WHAT YOU NEED TO DO:
Return exactly and only these lines: the first of the listing through the one containing "const TOOLCHAIN_BIN = 'C:\\Program".

:: COLLECTED MATERIAL

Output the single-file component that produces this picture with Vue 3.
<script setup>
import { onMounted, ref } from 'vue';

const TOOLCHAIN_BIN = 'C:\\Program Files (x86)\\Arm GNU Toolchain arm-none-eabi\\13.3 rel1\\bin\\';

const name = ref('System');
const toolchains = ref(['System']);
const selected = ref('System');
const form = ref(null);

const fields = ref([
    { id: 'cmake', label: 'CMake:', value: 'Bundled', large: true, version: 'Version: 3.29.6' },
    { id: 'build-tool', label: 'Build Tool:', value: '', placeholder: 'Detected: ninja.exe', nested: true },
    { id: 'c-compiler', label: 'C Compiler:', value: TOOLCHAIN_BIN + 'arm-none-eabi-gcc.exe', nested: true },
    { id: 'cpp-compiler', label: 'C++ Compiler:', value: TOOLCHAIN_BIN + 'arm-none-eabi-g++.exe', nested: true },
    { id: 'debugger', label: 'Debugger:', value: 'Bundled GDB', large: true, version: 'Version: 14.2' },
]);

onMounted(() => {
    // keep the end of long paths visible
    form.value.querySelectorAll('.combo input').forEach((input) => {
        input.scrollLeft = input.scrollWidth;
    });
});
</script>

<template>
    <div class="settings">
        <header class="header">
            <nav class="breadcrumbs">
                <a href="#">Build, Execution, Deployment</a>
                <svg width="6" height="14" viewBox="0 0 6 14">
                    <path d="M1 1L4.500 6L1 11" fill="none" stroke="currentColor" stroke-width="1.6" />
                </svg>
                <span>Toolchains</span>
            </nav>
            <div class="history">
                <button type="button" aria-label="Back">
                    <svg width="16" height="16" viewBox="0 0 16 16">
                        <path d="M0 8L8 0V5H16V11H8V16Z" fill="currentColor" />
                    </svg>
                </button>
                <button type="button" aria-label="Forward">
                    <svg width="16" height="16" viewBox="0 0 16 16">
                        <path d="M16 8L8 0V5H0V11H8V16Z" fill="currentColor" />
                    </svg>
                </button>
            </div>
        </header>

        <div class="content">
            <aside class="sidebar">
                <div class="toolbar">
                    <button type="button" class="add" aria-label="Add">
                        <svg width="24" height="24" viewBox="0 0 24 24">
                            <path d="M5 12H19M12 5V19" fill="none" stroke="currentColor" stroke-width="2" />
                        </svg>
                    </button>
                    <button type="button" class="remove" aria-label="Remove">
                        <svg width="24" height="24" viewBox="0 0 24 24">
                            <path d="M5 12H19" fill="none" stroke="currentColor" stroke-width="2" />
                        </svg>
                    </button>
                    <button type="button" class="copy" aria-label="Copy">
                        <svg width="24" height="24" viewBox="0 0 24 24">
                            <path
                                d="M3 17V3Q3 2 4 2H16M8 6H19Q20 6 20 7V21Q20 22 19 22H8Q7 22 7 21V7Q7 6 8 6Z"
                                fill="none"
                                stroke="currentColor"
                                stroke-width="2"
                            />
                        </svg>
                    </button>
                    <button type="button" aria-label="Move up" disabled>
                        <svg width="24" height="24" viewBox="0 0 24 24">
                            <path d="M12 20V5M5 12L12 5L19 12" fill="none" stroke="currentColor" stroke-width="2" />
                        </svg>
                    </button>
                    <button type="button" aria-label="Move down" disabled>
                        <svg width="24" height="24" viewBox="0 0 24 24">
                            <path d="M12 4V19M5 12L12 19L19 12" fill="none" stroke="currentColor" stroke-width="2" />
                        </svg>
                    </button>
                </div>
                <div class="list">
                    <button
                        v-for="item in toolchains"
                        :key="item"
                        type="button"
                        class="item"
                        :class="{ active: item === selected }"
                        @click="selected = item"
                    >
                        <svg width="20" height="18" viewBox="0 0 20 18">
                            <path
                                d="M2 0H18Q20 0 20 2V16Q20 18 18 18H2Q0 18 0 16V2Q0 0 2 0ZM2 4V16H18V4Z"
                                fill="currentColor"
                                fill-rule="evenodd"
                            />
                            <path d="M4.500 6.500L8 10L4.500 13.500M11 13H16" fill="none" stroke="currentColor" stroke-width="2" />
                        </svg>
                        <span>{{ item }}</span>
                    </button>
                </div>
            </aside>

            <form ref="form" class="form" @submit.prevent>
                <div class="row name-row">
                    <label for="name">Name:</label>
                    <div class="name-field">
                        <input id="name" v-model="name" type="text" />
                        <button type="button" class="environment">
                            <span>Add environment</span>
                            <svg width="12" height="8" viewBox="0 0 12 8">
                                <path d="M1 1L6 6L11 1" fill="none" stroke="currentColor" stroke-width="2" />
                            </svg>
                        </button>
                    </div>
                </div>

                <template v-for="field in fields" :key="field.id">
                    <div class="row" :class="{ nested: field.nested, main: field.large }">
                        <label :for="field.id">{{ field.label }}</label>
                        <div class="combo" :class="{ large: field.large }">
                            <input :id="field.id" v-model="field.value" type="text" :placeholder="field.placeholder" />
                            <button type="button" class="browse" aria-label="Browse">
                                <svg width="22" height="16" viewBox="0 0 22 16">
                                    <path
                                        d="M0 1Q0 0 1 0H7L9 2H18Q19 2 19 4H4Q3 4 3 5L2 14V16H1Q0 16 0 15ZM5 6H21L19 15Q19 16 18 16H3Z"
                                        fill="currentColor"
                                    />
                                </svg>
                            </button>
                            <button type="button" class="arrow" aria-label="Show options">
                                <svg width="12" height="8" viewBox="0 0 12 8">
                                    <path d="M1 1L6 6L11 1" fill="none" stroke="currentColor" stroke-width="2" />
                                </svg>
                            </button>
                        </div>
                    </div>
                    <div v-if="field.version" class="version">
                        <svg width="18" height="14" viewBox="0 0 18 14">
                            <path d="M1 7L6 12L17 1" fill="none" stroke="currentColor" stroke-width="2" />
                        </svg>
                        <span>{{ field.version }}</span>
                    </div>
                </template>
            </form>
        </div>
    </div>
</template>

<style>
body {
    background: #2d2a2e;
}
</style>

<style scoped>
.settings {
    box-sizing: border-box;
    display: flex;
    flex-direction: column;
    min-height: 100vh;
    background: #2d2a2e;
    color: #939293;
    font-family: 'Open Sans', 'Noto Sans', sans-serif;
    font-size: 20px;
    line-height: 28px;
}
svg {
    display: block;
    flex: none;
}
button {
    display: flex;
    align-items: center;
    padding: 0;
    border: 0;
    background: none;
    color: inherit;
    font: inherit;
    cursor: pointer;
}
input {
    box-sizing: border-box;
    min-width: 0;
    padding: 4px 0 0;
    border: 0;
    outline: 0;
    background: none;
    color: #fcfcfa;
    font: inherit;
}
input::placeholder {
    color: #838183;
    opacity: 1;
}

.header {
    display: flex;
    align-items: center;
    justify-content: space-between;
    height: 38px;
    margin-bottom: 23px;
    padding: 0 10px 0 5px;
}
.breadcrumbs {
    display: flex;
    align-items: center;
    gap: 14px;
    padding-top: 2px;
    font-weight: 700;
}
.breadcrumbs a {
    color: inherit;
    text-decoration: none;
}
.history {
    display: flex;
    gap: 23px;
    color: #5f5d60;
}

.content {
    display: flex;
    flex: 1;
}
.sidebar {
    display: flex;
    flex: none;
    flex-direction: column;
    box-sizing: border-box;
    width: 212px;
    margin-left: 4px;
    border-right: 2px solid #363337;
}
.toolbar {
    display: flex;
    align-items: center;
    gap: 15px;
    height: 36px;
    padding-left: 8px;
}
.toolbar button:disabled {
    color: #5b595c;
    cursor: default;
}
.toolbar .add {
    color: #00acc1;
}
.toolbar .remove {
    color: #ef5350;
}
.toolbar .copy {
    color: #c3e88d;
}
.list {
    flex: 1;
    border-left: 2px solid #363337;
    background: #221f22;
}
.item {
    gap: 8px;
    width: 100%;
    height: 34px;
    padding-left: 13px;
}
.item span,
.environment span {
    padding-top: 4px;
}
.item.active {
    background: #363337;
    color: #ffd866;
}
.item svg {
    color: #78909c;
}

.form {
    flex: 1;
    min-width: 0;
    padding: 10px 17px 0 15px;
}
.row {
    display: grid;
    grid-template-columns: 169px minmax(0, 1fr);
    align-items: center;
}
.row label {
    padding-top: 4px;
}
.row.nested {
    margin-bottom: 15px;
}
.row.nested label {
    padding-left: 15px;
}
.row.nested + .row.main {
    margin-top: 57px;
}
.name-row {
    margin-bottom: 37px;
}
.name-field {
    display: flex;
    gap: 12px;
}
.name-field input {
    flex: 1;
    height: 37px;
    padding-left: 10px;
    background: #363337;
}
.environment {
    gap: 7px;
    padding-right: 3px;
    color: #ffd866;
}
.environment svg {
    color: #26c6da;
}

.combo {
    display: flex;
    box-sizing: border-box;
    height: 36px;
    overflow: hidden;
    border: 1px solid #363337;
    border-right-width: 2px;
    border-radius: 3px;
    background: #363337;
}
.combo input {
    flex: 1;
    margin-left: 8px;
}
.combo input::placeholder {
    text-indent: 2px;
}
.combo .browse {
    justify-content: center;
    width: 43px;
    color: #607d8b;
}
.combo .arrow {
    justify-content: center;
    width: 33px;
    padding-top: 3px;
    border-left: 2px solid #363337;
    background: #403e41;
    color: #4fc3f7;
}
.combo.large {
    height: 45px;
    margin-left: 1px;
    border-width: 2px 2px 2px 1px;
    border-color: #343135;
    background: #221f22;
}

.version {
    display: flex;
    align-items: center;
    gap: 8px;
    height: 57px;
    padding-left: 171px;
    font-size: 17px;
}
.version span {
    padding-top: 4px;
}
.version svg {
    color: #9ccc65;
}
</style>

::::

EXPECTED ANSWER:
Output the single-file component that produces this picture with Vue 3.
<script setup>
import { onMounted, ref } from 'vue';

const TOOLCHAIN_BIN = 'C:\\Program Files (x86)\\Arm GNU Toolchain arm-none-eabi\\13.3 rel1\\bin\\';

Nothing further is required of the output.